Set down the full listing exactly as given. Any pictures are to be left out.

================================

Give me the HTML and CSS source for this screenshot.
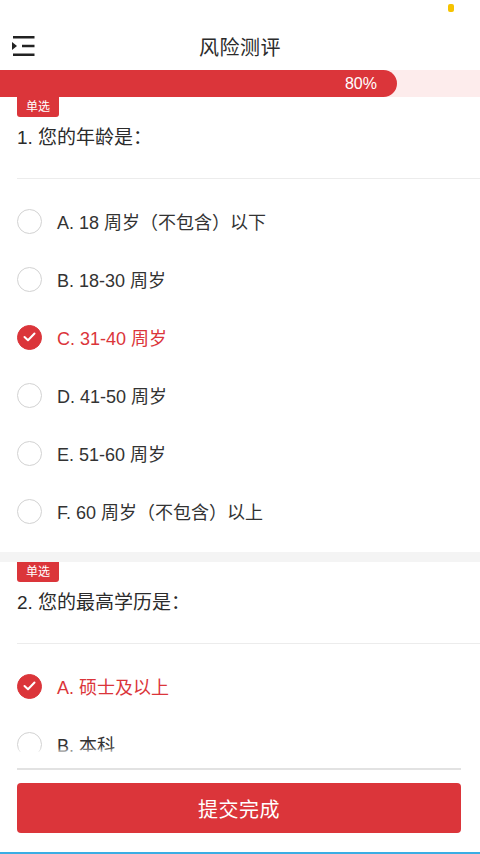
FILE: index.html
```html
<!DOCTYPE html>
<html lang="zh-CN">
<head>
  <meta charset="UTF-8">
  <meta content="width=device-width, initial-scale=1.0" name="viewport">
  <title>风险测评</title>
  <link rel="stylesheet" href="styles.css">
</head>
<body>
  <div class="app">
    <div class="status-bar"><span class="status-dot"></span></div>

    <header class="topbar">
      <button class="menu-btn" type="button" aria-label="菜单">
        <svg width="24" height="22" viewBox="0 0 24 22">
          <path d="M1 2.2H22.5M10 11H22.5M1 19.8H22.5" stroke="#222" stroke-width="2.4" fill="none"/>
          <path d="M0 7L5 11L0 15Z" fill="#222"/>
        </svg>
      </button>
      <h1 class="topbar-title">风险测评</h1>
      <span></span>
    </header>

    <div class="progress">
      <div class="progress-fill" style="width: 82.7%">80%</div>
    </div>

    <main class="content">
      <section class="question">
        <span class="tag">单选</span>
        <h2 class="q-title">1. 您的年龄是：</h2>
        <ul class="options">
          <li class="option"><span class="radio"></span>A. 18 周岁（不包含）以下</li>
          <li class="option"><span class="radio"></span>B. 18-30 周岁</li>
          <li class="option is-checked"><span class="radio"><svg width="13" height="10" viewBox="0 0 13 10"><path d="M1.5 5L5 8.3L11.5 1.5" stroke="#fff" stroke-width="2" fill="none" stroke-linecap="round" stroke-linejoin="round"/></svg></span>C. 31-40 周岁</li>
          <li class="option"><span class="radio"></span>D. 41-50 周岁</li>
          <li class="option"><span class="radio"></span>E. 51-60 周岁</li>
          <li class="option"><span class="radio"></span>F. 60 周岁（不包含）以上</li>
        </ul>
      </section>

      <section class="question">
        <span class="tag">单选</span>
        <h2 class="q-title">2. 您的最高学历是：</h2>
        <ul class="options">
          <li class="option is-checked"><span class="radio"><svg width="13" height="10" viewBox="0 0 13 10"><path d="M1.5 5L5 8.3L11.5 1.5" stroke="#fff" stroke-width="2" fill="none" stroke-linecap="round" stroke-linejoin="round"/></svg></span>A. 硕士及以上</li>
          <li class="option"><span class="radio"></span>B. 本科</li>
        </ul>
      </section>
    </main>

    <footer class="footer">
      <div class="footer-line"></div>
      <button class="submit-btn" type="button">提交完成</button>
    </footer>
  </div>
</body>
</html>
```

FILE: styles.css
```css
* {
    box-sizing: border-box;
}
body {
    margin: 0;
    font-family: "Liberation Sans", "Noto Sans CJK SC", sans-serif;
    color: #333;
    background: #fff;
}
.app {
    height: 100vh;
    display: flex;
    flex-direction: column;
    overflow: hidden;
}
.status-bar {
    height: 22px;
    display: flex;
    justify-content: flex-end;
    padding: 4px 26px 0 0;
}
.status-dot {
    width: 6px;
    height: 8px;
    border-radius: 2px;
    background: #f6c300;
}
.topbar {
    height: 48px;
    display: grid;
    grid-template-columns: 1fr auto 1fr;
    align-items: center;
    padding: 0 12px;
}
.menu-btn {
    border: none;
    background: none;
    padding: 0;
    width: 24px;
    height: 22px;
    display: flex;
}
.topbar-title {
    margin: 0;
    font-size: 20px;
    font-weight: normal;
    color: #2b2b2b;
    letter-spacing: 0.5px;
}
.progress {
    height: 27px;
    flex-shrink: 0;
    background: #fdecec;
}
.progress-fill {
    height: 100%;
    background: #db353a;
    border-radius: 0 14px 14px 0;
    color: #fff;
    font-size: 16px;
    line-height: 27px;
    text-align: right;
    padding-right: 20px;
}
.content {
    flex: 1;
    overflow: hidden;
}
.question + .question {
    border-top: 10px solid #f4f4f4;
}
.tag {
    display: inline-block;
    margin-left: 17px;
    width: 42px;
    height: 20px;
    line-height: 20px;
    text-align: center;
    font-size: 12px;
    color: #fff;
    background: #db353a;
    border-radius: 0 0 3px 3px;
}
.q-title {
    margin: 0 0 0 17px;
    padding: 8px 0 27px;
    line-height: 26px;
    font-size: 19px;
    font-weight: normal;
    color: #2b2b2b;
    border-bottom: 1px solid #ececec;
}
.options {
    list-style: none;
    margin: 0;
    padding: 13px 0 12px;
}
.option {
    height: 58px;
    display: flex;
    align-items: center;
    padding-left: 17px;
    font-size: 18px;
    color: #333;
}
.radio {
    width: 25px;
    height: 25px;
    border-radius: 50%;
    border: 1.5px solid #d2d2d2;
    margin-right: 15px;
    display: flex;
    align-items: center;
    justify-content: center;
    flex-shrink: 0;
}
.is-checked {
    color: #db353a;
}
.is-checked .radio {
    border-color: #db353a;
    background: #db353a;
}
.footer {
    height: 102px;
    flex-shrink: 0;
    background: #fff;
    padding: 16px 19px 0 17px;
    border-bottom: 2px solid #3aade4;
    box-shadow: 0 -2px 4px rgba(255, 255, 255, 0.8);
    position: relative;
}
.footer-line {
    height: 2px;
    background: #e2e2e2;
}
.submit-btn {
    display: block;
    width: 100%;
    height: 50px;
    margin-top: 13px;
    border: none;
    border-radius: 4px;
    background: #db353a;
    color: #fff;
    font-family: inherit;
    font-size: 20px;
    letter-spacing: 0.5px;
}
```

================================

OUTPUT –
Give me the HTML and CSS source for this screenshot.
FILE: index.html
```html
<!DOCTYPE html>
<html lang="zh-CN">
<head>
  <meta charset="UTF-8">
  <meta content="width=device-width, initial-scale=1.0" name="viewport">
  <title>风险测评</title>
  <link rel="stylesheet" href="styles.css">
</head>
<body>
  <div class="app">
    <div class="status-bar"><span class="status-dot"></span></div>

    <header class="topbar">
      <button class="menu-btn" type="button" aria-label="菜单">
        <svg width="24" height="22" viewBox="0 0 24 22">
          <path d="M1 2.2H22.5M10 11H22.5M1 19.8H22.5" stroke="#222" stroke-width="2.4" fill="none"/>
          <path d="M0 7L5 11L0 15Z" fill="#222"/>
        </svg>
      </button>
      <h1 class="topbar-title">风险测评</h1>
      <span></span>
    </header>

    <div class="progress">
      <div class="progress-fill" style="width: 82.7%">80%</div>
    </div>

    <main class="content">
      <section class="question">
        <span class="tag">单选</span>
        <h2 class="q-title">1. 您的年龄是：</h2>
        <ul class="options">
          <li class="option"><span class="radio"></span>A. 18 周岁（不包含）以下</li>
          <li class="option"><span class="radio"></span>B. 18-30 周岁</li>
          <li class="option is-checked"><span class="radio"><svg width="13" height="10" viewBox="0 0 13 10"><path d="M1.5 5L5 8.3L11.5 1.5" stroke="#fff" stroke-width="2" fill="none" stroke-linecap="round" stroke-linejoin="round"/></svg></span>C. 31-40 周岁</li>
          <li class="option"><span class="radio"></span>D. 41-50 周岁</li>
          <li class="option"><span class="radio"></span>E. 51-60 周岁</li>
          <li class="option"><span class="radio"></span>F. 60 周岁（不包含）以上</li>
        </ul>
      </section>

      <section class="question">
        <span class="tag">单选</span>
        <h2 class="q-title">2. 您的最高学历是：</h2>
        <ul class="options">
          <li class="option is-checked"><span class="radio"><svg width="13" height="10" viewBox="0 0 13 10"><path d="M1.5 5L5 8.3L11.5 1.5" stroke="#fff" stroke-width="2" fill="none" stroke-linecap="round" stroke-linejoin="round"/></svg></span>A. 硕士及以上</li>
          <li class="option"><span class="radio"></span>B. 本科</li>
        </ul>
      </section>
    </main>

    <footer class="footer">
      <div class="footer-line"></div>
      <button class="submit-btn" type="button">提交完成</button>
    </footer>
  </div>
</body>
</html>
```

FILE: styles.css
```css
* {
    box-sizing: border-box;
}
body {
    margin: 0;
    font-family: "Liberation Sans", "Noto Sans CJK SC", sans-serif;
    color: #333;
    background: #fff;
}
.app {
    height: 100vh;
    display: flex;
    flex-direction: column;
    overflow: hidden;
}
.status-bar {
    height: 22px;
    display: flex;
    justify-content: flex-end;
    padding: 4px 26px 0 0;
}
.status-dot {
    width: 6px;
    height: 8px;
    border-radius: 2px;
    background: #f6c300;
}
.topbar {
    height: 48px;
    display: grid;
    grid-template-columns: 1fr auto 1fr;
    align-items: center;
    padding: 0 12px;
}
.menu-btn {
    border: none;
    background: none;
    padding: 0;
    width: 24px;
    height: 22px;
    display: flex;
}
.topbar-title {
    margin: 0;
    font-size: 20px;
    font-weight: normal;
    color: #2b2b2b;
    letter-spacing: 0.5px;
}
.progress {
    height: 27px;
    flex-shrink: 0;
    background: #fdecec;
}
.progress-fill {
    height: 100%;
    background: #db353a;
    border-radius: 0 14px 14px 0;
    color: #fff;
    font-size: 16px;
    line-height: 27px;
    text-align: right;
    padding-right: 20px;
}
.content {
    flex: 1;
    overflow: hidden;
}
.question + .question {
    border-top: 10px solid #f4f4f4;
}
.tag {
    display: inline-block;
    margin-left: 17px;
    width: 42px;
    height: 20px;
    line-height: 20px;
    text-align: center;
    font-size: 12px;
    color: #fff;
    background: #db353a;
    border-radius: 0 0 3px 3px;
}
.q-title {
    margin: 0 0 0 17px;
    padding: 8px 0 27px;
    line-height: 26px;
    font-size: 19px;
    font-weight: normal;
    color: #2b2b2b;
    border-bottom: 1px solid #ececec;
}
.options {
    list-style: none;
    margin: 0;
    padding: 13px 0 12px;
}
.option {
    height: 58px;
    display: flex;
    align-items: center;
    padding-left: 17px;
    font-size: 18px;
    color: #333;
}
.radio {
    width: 25px;
    height: 25px;
    border-radius: 50%;
    border: 1.5px solid #d2d2d2;
    margin-right: 15px;
    display: flex;
    align-items: center;
    justify-content: center;
    flex-shrink: 0;
}
.is-checked {
    color: #db353a;
}
.is-checked .radio {
    border-color: #db353a;
    background: #db353a;
}
.footer {
    height: 102px;
    flex-shrink: 0;
    background: #fff;
    padding: 16px 19px 0 17px;
    border-bottom: 2px solid #3aade4;
    box-shadow: 0 -2px 4px rgba(255, 255, 255, 0.8);
    position: relative;
}
.footer-line {
    height: 2px;
    background: #e2e2e2;
}
.submit-btn {
    display: block;
    width: 100%;
    height: 50px;
    margin-top: 13px;
    border: none;
    border-radius: 4px;
    background: #db353a;
    color: #fff;
    font-family: inherit;
    font-size: 20px;
    letter-spacing: 0.5px;
}
```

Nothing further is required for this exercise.